◆ Requirement ◆
Search the data for the word "React" and copy every line where it occurs.

++++++++++++++++++++

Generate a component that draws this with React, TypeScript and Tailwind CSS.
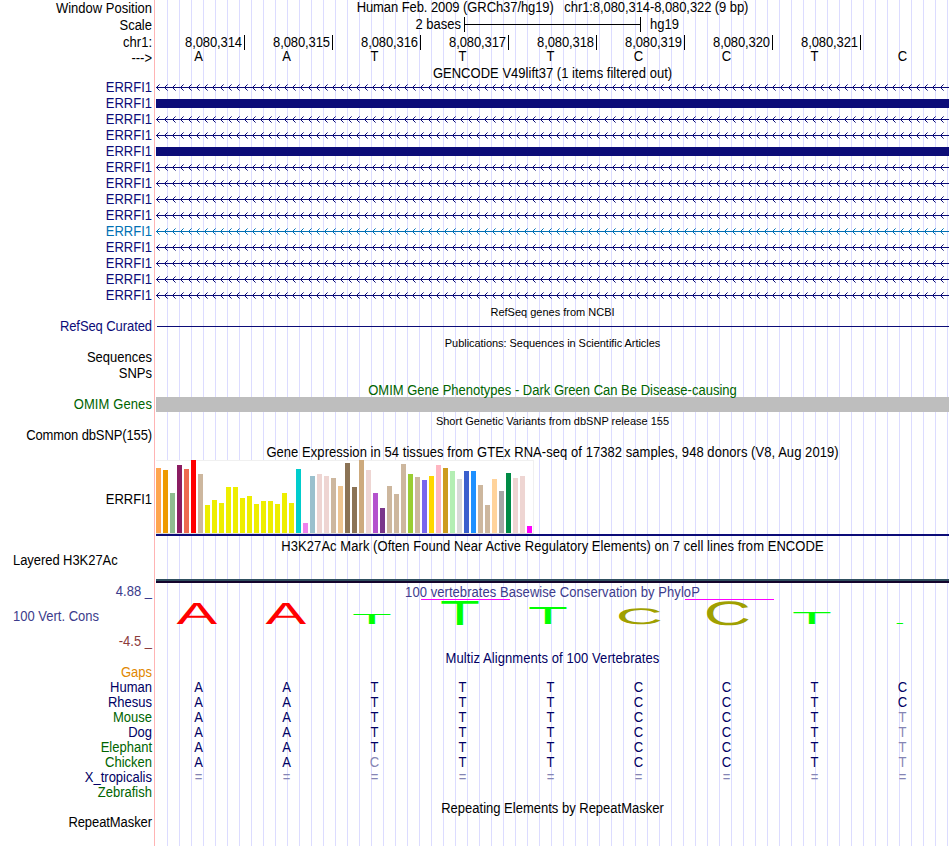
import React from "react";

const NAVY = "text-[#0c0c78]";
const DEEP = "text-[#000064]";
const GREEN = "text-[#006400]";

const Txt = ({ className = "", children }: { className?: string; children: React.ReactNode }) => (
  <span className={`block origin-[50%_11px] scale-y-[1.06] whitespace-pre ${className}`}>{children}</span>
);

type RowProps = { label?: string; h: string; pad?: string; labelClass?: string; children?: React.ReactNode };

const Row = ({ label = "", h, pad = "", labelClass = "text-black", children }: RowProps) => (
  <div className={`flex ${h}`}>
    <div className={`flex w-[152px] shrink-0 items-center justify-end ${pad} ${labelClass}`}>
      <Txt>{label}</Txt>
    </div>
    <div className="ml-1 flex w-[793px] shrink-0 flex-col">{children}</div>
  </div>
);

const Title = ({ h, className = "", children }: { h: string; className?: string; children: React.ReactNode }) => (
  <Row h={h}>
    <div className={`flex h-full items-center justify-center ${className}`}>
      <Txt>{children}</Txt>
    </div>
  </Row>
);

const Intron = ({ id, color }: { id: string; color: string }) => (
  <svg className="h-4 w-full" shapeRendering="crispEdges">
    <defs>
      <pattern id={id} width="8" height="16" patternUnits="userSpaceOnUse">
        <rect x="0" y="7" width="8" height="1" fill={color} />
        <rect x="1" y="6" width="1" height="1" fill={color} />
        <rect x="1" y="8" width="1" height="1" fill={color} />
        <rect x="2" y="5" width="1" height="1" fill={color} />
        <rect x="2" y="9" width="1" height="1" fill={color} />
        <rect x="3" y="4" width="1" height="1" fill={color} opacity="0.6" />
        <rect x="3" y="10" width="1" height="1" fill={color} opacity="0.6" />
      </pattern>
    </defs>
    <rect width="793" height="16" fill={`url(#${id})`} />
  </svg>
);

const Bases = ({ seq, className = "" }: { seq: string; className?: string }) => (
  <div className={`-ml-[1.5px] flex h-full items-center ${className}`}>
    {seq.split("").map((b, i) => (
      <Txt key={i} className={`w-[88px] shrink-0 text-center ${b === "=" || b === b.toLowerCase() ? "text-[#8585b4]" : ""}`}>{b.toUpperCase()}</Txt>
    ))}
  </div>
);

const positions = ["8,080,314", "8,080,315", "8,080,316", "8,080,317", "8,080,318", "8,080,319", "8,080,320", "8,080,321"];

const genes = [0, 1, 0, 0, 1, 0, 0, 0, 0, 2, 0, 0, 0, 0];

const barColors = [
  "#FFA54F", "#EE9A00", "#8FBC8F", "#8B1C62", "#EE6A50", "#FF0000", "#CDB79E",
  ...Array(13).fill("#EEEE00"),
  "#00CDCD", "#EE82EE", "#9AC0CD", "#EED5D2", "#EED5D2", "#CDB79E", "#EEC591", "#8B7355", "#8B7355", "#CDAA7D",
  "#EED5D2", "#B452CD", "#7A378B", "#CDB79E", "#CDB79E", "#CDB79E", "#9ACD32", "#CDB79E", "#7A67EE", "#FFD700",
  "#FFB6C1", "#CD9B1D", "#B4EEB4", "#D9D9D9", "#3A5FCD", "#1E90FF", "#CDB79E", "#CDB79E", "#FFD39B", "#A6A6A6",
  "#008B45", "#EED5D2", "#EED5D2", "#FF00FF",
];
const barHeights = [
  65, 63, 40, 68, 64, 73, 59, 28, 33, 30, 46, 46, 35, 37, 29, 32, 32, 29, 40, 30, 64, 10, 57, 59, 57, 55, 47, 70,
  46, 73, 63, 40, 25, 47, 39, 69, 59, 56, 53, 57, 68, 65, 62, 54, 62, 62, 48, 28, 54, 42, 60, 55, 57, 7,
];

// Ink box of each base at font size 100: left, right, below-baseline, cap height.
const glyphBox: Record<string, [number, number, number, number]> = {
  A: [0.15, 66.5, 0, 68.8],
  T: [2.2, 58.8, 0, 68.8],
  C: [5, 67.7, -1, 69.8],
};

const logo: [string, number, number, number, number, string][] = [
  ["A", 176.5, 217, 603, 624, "#ff0000"],
  ["A", 265.5, 306, 603, 624, "#ff0000"],
  ["T", 353.5, 390.5, 614, 624, "#00ff00"],
  ["T", 441.5, 478.5, 601, 625, "#00ff00"],
  ["T", 529.5, 566.5, 607, 624, "#00ff00"],
  ["C", 619, 660, 608, 624, "#a0a000"],
  ["C", 707, 748, 601, 625, "#a0a000"],
  ["T", 793.5, 830.5, 612, 624, "#00ff00"],
  ["T", 881.5, 918.5, 623, 624, "#00ff00"],
];

const Logo = () => (
  <svg className="h-[51px] w-full overflow-visible" viewBox="156 599 793 51" textRendering="geometricPrecision">
    <rect x="421" y="599" width="89" height="1" fill="#ff00ff" />
    <rect x="685" y="599" width="89" height="1" fill="#ff00ff" />
    {logo.map(([c, x0, x1, y0, y1, fill], i) => {
      const [gx0, gx1, gy0, gy1] = glyphBox[c];
      const sx = (x1 - x0) / (gx1 - gx0);
      const sy = (y1 - y0) / (gy1 - gy0);
      return (
        <text key={i} fontSize="100" fill={fill} transform={`translate(${x0 - gx0 * sx} ${y1 + gy0 * sy}) scale(${sx} ${sy})`}>{c}</text>
      );
    })}
  </svg>
);

const species: [string, string, string][] = [
  ["Human", DEEP, "AATTTCCTC"],
  ["Rhesus", DEEP, "AATTTCCTC"],
  ["Mouse", GREEN, "AATTTCCTt"],
  ["Dog", DEEP, "AATTTCCTt"],
  ["Elephant", GREEN, "AATTTCCTt"],
  ["Chicken", GREEN, "AAcTTCCTt"],
  ["X_tropicalis", DEEP, "========="],
  ["Zebrafish", GREEN, ""],
];

export default function App() {
  return (
    <div className="h-[846px] w-[950px] overflow-hidden bg-white font-['Liberation_Sans',Arial,sans-serif] text-[13px] leading-none">
      <div className="h-full bg-[linear-gradient(to_right,#fff_0_154px,#ffb4b4_154px_155px,#fff_155px_167px,transparent_167px),repeating-linear-gradient(to_right,#fff_0_11px,#dcdcff_11px_12px)]">
        <Row h="h-[17px]" label="Window Position">
          <div className="flex h-[15px] items-center justify-center tracking-[-0.08px]">
            <Txt>{"Human Feb. 2009 (GRCh37/hg19)   chr1:8,080,314-8,080,322 (9 bp)"}</Txt>
          </div>
        </Row>
        <Row h="h-[17px]" label="Scale">
          <div className="flex h-[15px] items-center">
            <Txt className="w-[305px] text-right">2 bases</Txt>
            <div className="ml-[3px] flex h-[15px] w-[177px] items-center border-x border-black">
              <div className="h-px w-full bg-black" />
            </div>
            <Txt className="ml-[9px]">hg19</Txt>
          </div>
        </Row>
        <Row h="h-4" pad="pt-px" label="chr1:">
          <div className="flex h-full items-center">
            {positions.map((p) => (
              <div key={p} className="flex h-full w-[88px] shrink-0 items-center justify-end">
                <Txt className="pt-px tracking-[-0.1px]">{p}</Txt>
                <i className="ml-0.5 -mr-px h-[15px] w-px bg-black" />
              </div>
            ))}
          </div>
        </Row>
        <Row h="h-4" pad="pt-px" label="--->">
          <div className="h-[13px]"><Bases seq="AATTTCCTC" /></div>
        </Row>
        <Title h="h-3.5" className="pt-px tracking-[0.02px]">GENCODE V49lift37 (1 items filtered out)</Title>
        {genes.map((g, i) => (
          <Row key={i} h="h-4" pad="pb-px" label="ERRFI1" labelClass={g === 2 ? "text-[#0070b4]" : NAVY}>
            {g === 1 ? <div className="mt-[3px] h-[9px] bg-[#0c0c78]" /> : <Intron id={`intron${i}`} color={g === 2 ? "#0070b4" : "#0c0c78"} />}
          </Row>
        ))}
        <Title h="h-4" className="text-[11px]">RefSeq genes from NCBI</Title>
        <Row h="h-[14px]" pad="pb-px" label="RefSeq Curated" labelClass={`tracking-[-0.08px] ${NAVY}`}>
          <div className="mt-1.5 ml-px h-px bg-[#0c0c78]" />
        </Row>
        <Title h="h-4" className="pt-0.5 text-[11px] tracking-[-0.05px]">Publications: Sequences in Scientific Articles</Title>
        <Row h="h-4" pad="pb-px" label="Sequences" />
        <Row h="h-[17px]" pad="pb-0.5" label="SNPs" />
        <Title h="h-[14px]" className={`pt-px ${GREEN}`}>OMIM Gene Phenotypes - Dark Green Can Be Disease-causing</Title>
        <Row h="h-[15px]" label="OMIM Genes" labelClass={`tracking-[0.1px] ${GREEN}`}>
          <div className="h-full bg-[#bebebe]" />
        </Row>
        <Title h="h-[17px]" className="pt-px text-[11px]">Short Genetic Variants from dbSNP release 155</Title>
        <Row h="h-[13px]" label="Common dbSNP(155)" labelClass="tracking-[-0.12px]" />
        <div className="h-1" />
        <Title h="h-[14px]" className="pb-px tracking-[0.055px]">Gene Expression in 54 tissues from GTEx RNA-seq of 17382 samples, 948 donors (V8, Aug 2019)</Title>
        <Row h="h-[76px]" pad="pt-[3px]" label="ERRFI1">
          <div className="flex h-[74px] w-[378px] items-end gap-0.5 border-t border-r border-b border-[#f0f0f0] border-b-[#dcdcdc] bg-white">
            {barHeights.map((height, i) => (
              <div key={i} className="w-[5px] shrink-0" style={{ height, backgroundColor: barColors[i] }} />
            ))}
          </div>
          <div className="h-0.5 bg-[#0c0c78]" />
        </Row>
        <div className="h-[3px]" />
        <Title h="h-[15px]" className="tracking-[0.055px]">H3K27Ac Mark (Often Found Near Active Regulatory Elements) on 7 cell lines from ENCODE</Title>
        <div className="flex h-[13px] items-center pl-[13px] tracking-[-0.06px]"><Txt>Layered H3K27Ac</Txt></div>
        <div className="h-3" />
        <div className="ml-[156px] h-1 w-[793px] border-t-2 border-[#2f4f5f] bg-[#14052d]" />
        <div className="h-[3px]" />
        <Title h="h-[13px]" className="tracking-[0.06px] text-[#3c3c8c]">100 vertebrates Basewise Conservation by PhyloP</Title>
        <div className="flex h-[51px]">
          <div className="-mt-[14px] flex w-[156px] shrink-0 flex-col gap-3">
            <div className="flex h-[13px] items-center justify-end pr-1 text-[#3c3c8c]"><Txt>4.88 _</Txt></div>
            <div className="flex h-[13px] items-center pl-[13px] text-[#3c3c8c]"><Txt>100 Vert. Cons</Txt></div>
            <div className="flex h-[13px] items-center justify-end pr-1 text-[#8c3c3c]"><Txt>-4.5 _</Txt></div>
          </div>
          <div className="w-[793px]"><Logo /></div>
        </div>
        <Title h="h-4" className={`pt-px tracking-[0.08px] ${DEEP}`}>Multiz Alignments of 100 Vertebrates</Title>
        <Row h="h-[15px]" pad="pb-0.5" label="Gaps" labelClass="text-[#e18700]" />
        {species.map(([name, color, seq]) => (
          <Row key={name} h="h-[15px]" pad="pb-0.5" label={name} labelClass={color}>
            <Bases seq={seq} className={`pb-0.5 ${DEEP}`} />
          </Row>
        ))}
        <Title h="h-[15px]">Repeating Elements by RepeatMasker</Title>
        <Row h="h-[13px]" label="RepeatMasker" labelClass="tracking-[-0.08px]" />
      </div>
    </div>
  );
}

++++++++++++++++++++

◆ Finished task ◆
Generate a component that draws this with React, TypeScript and Tailwind CSS.
import React from "react";
const Txt = ({ className = "", children }: { className?: string; children: React.ReactNode }) => (
type RowProps = { label?: string; h: string; pad?: string; labelClass?: string; children?: React.ReactNode };
const Title = ({ h, className = "", children }: { h: string; className?: string; children: React.ReactNode }) => (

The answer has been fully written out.